L'héritage culturel de l'Europe n'est pas celà, ce n'est pas dans un tel modèle que notre continent pourra puiser la force de son renouvellement. Que les départements, comme toutes les organisations humaines, aient la nécessité d'évoluer, il n'y a pas de doute ! Cette évolution, la plupart d'entre eux l'ont engagée de manière volontariste. Le Département du Pas-de-Calais est lui-même en pointe sur ces questions avec la territorialisation de ses politiques, la contractualisation de ses interventions, l'élaboration de son projet Statégique Départemental.
Ce dernier est la clé de voûte de notre transformation. Il est l'antithèse de la proposition de la Commission Attali de faire disparaître les départements. Il fait de la solidarité un sujet politique à part entière, un thème statégique et non une catégorie résiduelle.
A l'occasion d'une récente conférence de presse, vous en appeliez à une nouvelle politique de civilisation. Si cette civilisation devait être celle qui laisse les hommes et les territoires les plus fragiles seuls avec eux mêmes, en dehors des termes du débat politique, cela nous ramènerait 300 ans en arrière.

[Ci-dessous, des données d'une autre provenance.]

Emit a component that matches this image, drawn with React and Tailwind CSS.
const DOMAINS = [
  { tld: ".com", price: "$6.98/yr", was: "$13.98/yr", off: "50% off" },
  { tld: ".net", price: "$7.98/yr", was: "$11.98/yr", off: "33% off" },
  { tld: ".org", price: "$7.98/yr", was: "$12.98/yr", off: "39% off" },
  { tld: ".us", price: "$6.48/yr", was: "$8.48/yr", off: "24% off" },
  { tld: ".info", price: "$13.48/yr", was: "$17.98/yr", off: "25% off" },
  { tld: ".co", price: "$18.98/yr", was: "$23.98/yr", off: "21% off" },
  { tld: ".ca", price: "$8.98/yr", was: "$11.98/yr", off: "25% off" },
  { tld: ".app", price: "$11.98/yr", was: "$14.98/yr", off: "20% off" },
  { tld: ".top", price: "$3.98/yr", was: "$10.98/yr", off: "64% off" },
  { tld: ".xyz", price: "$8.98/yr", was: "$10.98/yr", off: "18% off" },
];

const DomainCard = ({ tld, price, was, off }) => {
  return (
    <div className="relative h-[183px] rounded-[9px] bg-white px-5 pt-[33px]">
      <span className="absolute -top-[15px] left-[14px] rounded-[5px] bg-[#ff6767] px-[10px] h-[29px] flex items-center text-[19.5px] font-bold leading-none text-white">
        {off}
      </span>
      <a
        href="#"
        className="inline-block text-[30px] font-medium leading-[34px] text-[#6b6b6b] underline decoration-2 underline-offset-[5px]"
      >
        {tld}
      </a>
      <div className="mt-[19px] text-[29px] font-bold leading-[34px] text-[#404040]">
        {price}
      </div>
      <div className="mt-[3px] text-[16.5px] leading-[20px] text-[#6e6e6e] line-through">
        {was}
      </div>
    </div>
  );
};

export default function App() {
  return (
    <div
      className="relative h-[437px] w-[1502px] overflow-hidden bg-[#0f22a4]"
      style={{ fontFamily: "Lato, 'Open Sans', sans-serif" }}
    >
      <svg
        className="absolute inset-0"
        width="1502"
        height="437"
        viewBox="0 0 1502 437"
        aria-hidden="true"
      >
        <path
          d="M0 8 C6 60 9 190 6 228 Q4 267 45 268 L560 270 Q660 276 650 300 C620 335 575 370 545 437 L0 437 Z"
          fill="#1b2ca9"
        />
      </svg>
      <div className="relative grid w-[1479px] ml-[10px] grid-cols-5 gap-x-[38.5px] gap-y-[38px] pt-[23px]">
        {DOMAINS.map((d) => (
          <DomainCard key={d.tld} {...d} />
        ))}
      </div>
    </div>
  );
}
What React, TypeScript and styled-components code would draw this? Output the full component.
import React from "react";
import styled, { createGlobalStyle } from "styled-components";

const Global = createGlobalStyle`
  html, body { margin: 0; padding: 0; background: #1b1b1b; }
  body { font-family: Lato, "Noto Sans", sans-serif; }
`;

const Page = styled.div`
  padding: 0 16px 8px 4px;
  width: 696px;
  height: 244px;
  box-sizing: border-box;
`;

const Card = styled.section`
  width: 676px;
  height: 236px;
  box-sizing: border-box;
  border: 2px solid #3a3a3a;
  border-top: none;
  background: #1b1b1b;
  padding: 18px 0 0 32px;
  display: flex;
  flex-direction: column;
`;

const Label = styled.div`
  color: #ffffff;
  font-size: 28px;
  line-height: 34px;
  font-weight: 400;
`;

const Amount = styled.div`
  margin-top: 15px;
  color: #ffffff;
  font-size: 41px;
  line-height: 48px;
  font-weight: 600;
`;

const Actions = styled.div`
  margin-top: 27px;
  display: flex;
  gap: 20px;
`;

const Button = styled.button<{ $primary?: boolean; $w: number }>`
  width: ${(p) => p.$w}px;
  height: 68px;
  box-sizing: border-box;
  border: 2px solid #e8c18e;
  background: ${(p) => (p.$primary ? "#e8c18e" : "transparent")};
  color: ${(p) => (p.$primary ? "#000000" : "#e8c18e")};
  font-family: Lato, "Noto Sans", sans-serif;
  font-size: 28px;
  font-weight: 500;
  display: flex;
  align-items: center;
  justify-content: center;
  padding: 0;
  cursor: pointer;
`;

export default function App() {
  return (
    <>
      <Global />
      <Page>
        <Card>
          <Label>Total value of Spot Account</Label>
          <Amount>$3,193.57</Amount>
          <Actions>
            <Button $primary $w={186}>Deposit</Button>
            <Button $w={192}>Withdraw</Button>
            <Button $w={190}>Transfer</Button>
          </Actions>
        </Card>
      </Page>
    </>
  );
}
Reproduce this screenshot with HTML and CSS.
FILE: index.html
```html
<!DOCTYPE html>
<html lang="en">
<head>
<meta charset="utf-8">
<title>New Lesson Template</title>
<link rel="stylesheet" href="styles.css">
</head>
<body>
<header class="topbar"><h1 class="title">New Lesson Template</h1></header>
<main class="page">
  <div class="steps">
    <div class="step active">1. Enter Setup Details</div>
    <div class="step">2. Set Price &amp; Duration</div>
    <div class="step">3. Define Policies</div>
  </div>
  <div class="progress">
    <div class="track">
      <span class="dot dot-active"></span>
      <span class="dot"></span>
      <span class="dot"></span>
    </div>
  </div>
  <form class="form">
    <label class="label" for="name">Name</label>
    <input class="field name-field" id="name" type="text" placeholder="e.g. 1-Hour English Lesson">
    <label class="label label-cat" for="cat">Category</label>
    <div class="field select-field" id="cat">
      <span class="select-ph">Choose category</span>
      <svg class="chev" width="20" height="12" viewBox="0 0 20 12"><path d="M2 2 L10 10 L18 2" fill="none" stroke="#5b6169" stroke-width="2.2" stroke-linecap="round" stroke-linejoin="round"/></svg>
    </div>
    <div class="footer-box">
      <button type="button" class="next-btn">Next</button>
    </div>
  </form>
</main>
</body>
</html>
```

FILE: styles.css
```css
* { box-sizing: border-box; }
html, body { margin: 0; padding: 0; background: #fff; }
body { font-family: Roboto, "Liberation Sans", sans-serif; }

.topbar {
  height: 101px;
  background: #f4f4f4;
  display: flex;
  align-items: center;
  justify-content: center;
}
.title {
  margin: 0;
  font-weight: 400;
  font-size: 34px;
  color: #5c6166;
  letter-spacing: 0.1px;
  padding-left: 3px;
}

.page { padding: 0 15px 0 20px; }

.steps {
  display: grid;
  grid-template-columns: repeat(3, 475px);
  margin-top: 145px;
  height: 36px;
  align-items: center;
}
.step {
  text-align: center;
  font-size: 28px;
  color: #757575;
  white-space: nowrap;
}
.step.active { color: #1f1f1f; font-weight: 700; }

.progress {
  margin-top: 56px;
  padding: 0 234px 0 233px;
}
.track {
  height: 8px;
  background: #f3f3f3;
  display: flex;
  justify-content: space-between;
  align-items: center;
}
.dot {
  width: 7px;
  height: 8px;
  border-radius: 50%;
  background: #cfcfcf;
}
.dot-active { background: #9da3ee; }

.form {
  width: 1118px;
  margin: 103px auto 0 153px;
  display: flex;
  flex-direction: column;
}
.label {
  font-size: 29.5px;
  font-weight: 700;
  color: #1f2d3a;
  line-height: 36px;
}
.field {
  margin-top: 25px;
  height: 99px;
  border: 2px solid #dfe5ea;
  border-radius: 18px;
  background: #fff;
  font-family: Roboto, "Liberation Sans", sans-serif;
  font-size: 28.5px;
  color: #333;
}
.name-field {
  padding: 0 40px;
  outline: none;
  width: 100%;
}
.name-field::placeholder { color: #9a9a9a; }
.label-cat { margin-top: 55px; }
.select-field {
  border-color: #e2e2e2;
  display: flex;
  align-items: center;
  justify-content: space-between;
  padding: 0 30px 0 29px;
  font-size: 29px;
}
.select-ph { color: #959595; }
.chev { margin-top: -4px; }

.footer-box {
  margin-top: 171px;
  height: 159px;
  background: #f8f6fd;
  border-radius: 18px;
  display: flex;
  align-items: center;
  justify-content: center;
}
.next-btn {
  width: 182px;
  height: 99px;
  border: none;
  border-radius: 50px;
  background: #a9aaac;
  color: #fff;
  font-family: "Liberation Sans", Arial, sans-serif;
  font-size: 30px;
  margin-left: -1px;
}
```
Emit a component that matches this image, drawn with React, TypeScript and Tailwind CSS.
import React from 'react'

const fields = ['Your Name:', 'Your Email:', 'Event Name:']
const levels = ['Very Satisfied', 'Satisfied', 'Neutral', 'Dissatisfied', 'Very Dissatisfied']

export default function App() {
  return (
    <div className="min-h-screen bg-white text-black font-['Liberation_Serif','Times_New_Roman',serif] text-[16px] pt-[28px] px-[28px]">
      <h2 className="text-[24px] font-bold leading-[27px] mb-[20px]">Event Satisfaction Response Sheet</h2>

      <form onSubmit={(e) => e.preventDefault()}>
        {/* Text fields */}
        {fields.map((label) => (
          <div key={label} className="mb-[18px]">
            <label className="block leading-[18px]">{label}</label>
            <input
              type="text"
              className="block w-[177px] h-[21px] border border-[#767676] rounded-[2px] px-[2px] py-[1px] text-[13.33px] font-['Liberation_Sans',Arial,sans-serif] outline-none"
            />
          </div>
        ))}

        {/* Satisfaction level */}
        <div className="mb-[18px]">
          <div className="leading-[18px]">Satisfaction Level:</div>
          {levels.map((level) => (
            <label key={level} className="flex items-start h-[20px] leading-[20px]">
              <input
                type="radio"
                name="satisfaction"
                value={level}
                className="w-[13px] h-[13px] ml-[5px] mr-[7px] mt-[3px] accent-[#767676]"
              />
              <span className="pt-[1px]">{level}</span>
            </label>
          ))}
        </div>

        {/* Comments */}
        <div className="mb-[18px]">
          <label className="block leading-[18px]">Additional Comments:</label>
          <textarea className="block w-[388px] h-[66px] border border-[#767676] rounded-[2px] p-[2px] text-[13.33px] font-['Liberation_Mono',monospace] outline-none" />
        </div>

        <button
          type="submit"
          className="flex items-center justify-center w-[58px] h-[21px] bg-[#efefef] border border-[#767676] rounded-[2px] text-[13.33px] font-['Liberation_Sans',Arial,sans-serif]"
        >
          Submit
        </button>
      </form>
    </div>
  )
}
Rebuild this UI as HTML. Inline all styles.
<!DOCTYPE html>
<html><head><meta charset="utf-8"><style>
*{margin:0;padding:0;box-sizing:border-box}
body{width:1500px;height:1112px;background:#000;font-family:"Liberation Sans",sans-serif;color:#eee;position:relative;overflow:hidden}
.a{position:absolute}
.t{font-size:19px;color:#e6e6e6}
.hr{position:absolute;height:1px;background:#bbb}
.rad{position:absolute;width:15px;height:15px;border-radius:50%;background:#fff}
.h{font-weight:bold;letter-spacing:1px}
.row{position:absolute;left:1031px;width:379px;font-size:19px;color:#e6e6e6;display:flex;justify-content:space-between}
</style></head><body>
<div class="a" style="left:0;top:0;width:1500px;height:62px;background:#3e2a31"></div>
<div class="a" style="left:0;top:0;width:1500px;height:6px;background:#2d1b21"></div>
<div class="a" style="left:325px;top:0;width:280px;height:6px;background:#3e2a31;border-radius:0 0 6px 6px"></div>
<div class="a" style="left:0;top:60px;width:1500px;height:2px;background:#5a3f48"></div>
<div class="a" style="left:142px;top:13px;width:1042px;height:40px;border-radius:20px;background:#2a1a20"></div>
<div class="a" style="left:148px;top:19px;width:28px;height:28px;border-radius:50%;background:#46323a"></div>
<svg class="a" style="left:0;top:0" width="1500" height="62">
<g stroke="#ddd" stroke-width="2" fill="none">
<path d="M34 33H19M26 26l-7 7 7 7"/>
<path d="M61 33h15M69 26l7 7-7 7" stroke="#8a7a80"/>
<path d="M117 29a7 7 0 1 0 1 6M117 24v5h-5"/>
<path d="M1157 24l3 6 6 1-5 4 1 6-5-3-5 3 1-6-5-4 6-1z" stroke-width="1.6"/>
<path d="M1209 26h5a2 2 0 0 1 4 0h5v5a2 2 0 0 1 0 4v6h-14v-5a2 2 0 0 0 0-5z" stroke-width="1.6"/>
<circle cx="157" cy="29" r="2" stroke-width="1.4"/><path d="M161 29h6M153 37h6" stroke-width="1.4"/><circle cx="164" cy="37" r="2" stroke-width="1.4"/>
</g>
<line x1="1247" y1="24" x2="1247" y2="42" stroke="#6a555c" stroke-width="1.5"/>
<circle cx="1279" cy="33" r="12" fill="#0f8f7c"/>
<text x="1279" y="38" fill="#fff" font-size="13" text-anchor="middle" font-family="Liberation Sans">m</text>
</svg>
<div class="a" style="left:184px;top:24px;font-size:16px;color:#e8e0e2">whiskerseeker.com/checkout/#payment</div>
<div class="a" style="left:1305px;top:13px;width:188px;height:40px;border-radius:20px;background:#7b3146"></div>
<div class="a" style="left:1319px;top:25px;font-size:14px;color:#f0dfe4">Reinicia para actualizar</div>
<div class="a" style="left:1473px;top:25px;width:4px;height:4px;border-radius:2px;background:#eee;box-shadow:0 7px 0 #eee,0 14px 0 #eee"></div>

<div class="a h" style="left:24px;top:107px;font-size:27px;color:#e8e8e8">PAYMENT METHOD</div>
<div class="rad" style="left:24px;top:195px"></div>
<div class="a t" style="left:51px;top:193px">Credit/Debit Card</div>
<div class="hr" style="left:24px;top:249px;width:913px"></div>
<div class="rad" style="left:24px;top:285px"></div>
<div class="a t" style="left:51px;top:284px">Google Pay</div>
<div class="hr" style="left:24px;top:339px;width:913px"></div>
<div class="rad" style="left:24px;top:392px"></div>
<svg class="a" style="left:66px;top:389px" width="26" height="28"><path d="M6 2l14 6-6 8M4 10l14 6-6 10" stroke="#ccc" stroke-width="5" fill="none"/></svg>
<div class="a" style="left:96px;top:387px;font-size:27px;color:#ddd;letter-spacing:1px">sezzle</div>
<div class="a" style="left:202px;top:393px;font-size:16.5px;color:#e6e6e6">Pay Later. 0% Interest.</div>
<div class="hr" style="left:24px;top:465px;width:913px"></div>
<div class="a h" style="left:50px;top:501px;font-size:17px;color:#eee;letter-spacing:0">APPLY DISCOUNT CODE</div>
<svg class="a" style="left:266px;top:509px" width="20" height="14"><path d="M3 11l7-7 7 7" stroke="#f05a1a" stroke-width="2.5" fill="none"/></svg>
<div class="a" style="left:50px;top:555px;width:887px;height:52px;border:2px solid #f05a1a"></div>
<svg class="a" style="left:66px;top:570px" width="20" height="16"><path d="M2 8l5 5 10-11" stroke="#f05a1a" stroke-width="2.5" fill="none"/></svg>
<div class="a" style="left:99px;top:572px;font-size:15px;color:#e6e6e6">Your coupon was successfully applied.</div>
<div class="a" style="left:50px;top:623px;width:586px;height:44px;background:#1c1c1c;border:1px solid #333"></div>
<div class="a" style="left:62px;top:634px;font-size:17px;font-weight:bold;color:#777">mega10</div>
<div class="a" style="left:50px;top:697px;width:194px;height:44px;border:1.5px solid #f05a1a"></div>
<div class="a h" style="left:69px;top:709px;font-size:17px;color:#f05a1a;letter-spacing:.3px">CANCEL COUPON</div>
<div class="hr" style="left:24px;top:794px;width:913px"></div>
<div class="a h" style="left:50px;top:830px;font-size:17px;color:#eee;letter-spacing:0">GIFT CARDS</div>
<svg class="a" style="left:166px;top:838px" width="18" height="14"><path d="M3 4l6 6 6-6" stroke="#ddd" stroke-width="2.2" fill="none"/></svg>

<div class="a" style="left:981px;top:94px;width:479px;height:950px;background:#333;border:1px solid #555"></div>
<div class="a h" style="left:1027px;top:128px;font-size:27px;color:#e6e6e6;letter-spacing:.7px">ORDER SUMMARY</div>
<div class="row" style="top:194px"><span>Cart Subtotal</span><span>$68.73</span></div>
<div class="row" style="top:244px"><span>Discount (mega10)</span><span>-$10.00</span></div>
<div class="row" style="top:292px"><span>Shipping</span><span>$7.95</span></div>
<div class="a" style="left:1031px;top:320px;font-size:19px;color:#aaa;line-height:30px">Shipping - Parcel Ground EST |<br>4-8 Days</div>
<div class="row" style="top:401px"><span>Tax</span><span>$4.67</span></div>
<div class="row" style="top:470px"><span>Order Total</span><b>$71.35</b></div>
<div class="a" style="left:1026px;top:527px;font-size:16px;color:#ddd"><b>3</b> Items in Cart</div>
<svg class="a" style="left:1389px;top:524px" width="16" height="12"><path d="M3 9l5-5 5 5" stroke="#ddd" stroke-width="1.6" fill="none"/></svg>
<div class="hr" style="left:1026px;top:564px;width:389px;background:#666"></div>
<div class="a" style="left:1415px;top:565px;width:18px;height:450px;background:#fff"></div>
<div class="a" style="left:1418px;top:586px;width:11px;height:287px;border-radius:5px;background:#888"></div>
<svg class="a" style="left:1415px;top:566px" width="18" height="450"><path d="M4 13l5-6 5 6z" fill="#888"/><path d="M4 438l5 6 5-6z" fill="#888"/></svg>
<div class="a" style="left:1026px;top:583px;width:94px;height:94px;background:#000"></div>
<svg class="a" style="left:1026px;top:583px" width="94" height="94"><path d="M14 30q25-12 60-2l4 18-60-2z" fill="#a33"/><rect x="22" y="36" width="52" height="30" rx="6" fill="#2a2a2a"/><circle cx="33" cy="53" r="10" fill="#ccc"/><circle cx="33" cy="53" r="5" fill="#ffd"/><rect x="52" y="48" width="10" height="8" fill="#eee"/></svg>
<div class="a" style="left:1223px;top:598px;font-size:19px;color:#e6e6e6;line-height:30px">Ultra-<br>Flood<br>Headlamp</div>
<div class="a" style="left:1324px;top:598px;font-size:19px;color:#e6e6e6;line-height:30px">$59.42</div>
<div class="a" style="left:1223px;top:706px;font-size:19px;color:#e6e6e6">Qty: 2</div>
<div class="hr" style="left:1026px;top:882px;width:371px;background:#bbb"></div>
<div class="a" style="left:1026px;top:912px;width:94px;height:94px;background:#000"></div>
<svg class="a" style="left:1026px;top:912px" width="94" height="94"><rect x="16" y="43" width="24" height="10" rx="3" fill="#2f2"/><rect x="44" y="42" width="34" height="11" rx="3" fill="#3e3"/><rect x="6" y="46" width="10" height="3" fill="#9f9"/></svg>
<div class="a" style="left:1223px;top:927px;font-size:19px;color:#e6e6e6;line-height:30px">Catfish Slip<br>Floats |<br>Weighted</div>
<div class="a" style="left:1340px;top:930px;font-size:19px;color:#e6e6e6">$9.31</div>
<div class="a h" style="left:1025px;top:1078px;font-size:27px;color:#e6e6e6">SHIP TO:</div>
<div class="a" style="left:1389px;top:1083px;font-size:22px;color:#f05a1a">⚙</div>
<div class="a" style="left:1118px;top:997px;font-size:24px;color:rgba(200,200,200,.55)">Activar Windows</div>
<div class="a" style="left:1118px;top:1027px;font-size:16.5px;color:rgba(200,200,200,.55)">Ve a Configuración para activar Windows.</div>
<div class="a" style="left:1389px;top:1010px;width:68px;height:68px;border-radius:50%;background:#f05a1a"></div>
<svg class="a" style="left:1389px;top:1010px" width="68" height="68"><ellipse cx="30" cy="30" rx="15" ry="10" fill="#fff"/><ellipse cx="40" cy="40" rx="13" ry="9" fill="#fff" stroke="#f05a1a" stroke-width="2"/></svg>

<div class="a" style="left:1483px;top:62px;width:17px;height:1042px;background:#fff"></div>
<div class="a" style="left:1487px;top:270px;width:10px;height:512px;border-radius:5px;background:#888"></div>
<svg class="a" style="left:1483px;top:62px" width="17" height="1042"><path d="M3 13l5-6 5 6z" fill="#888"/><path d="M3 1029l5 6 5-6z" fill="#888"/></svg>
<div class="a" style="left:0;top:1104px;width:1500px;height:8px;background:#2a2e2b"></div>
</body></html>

Ce dont nous avons besoin est à l'opposé de cette vision rétrograde de la sociéte et de la place de l'homme. Il nous faut au contraire refonder le pacte social mis à mal par 25 ans d'évolutions économiques et techniques. Il nous faut pour cela nous mettre en situation de parler politiquement de la précarité, de la dépendance, du handicap, de la déshérence des terrtitoires ruraux. Seuls les départements sont en situation de le faire.
Je vous prie de croire, Monsieur le Président de la République, en l'assurance de mes sentiments les meilleurs et de mon plus profond respect.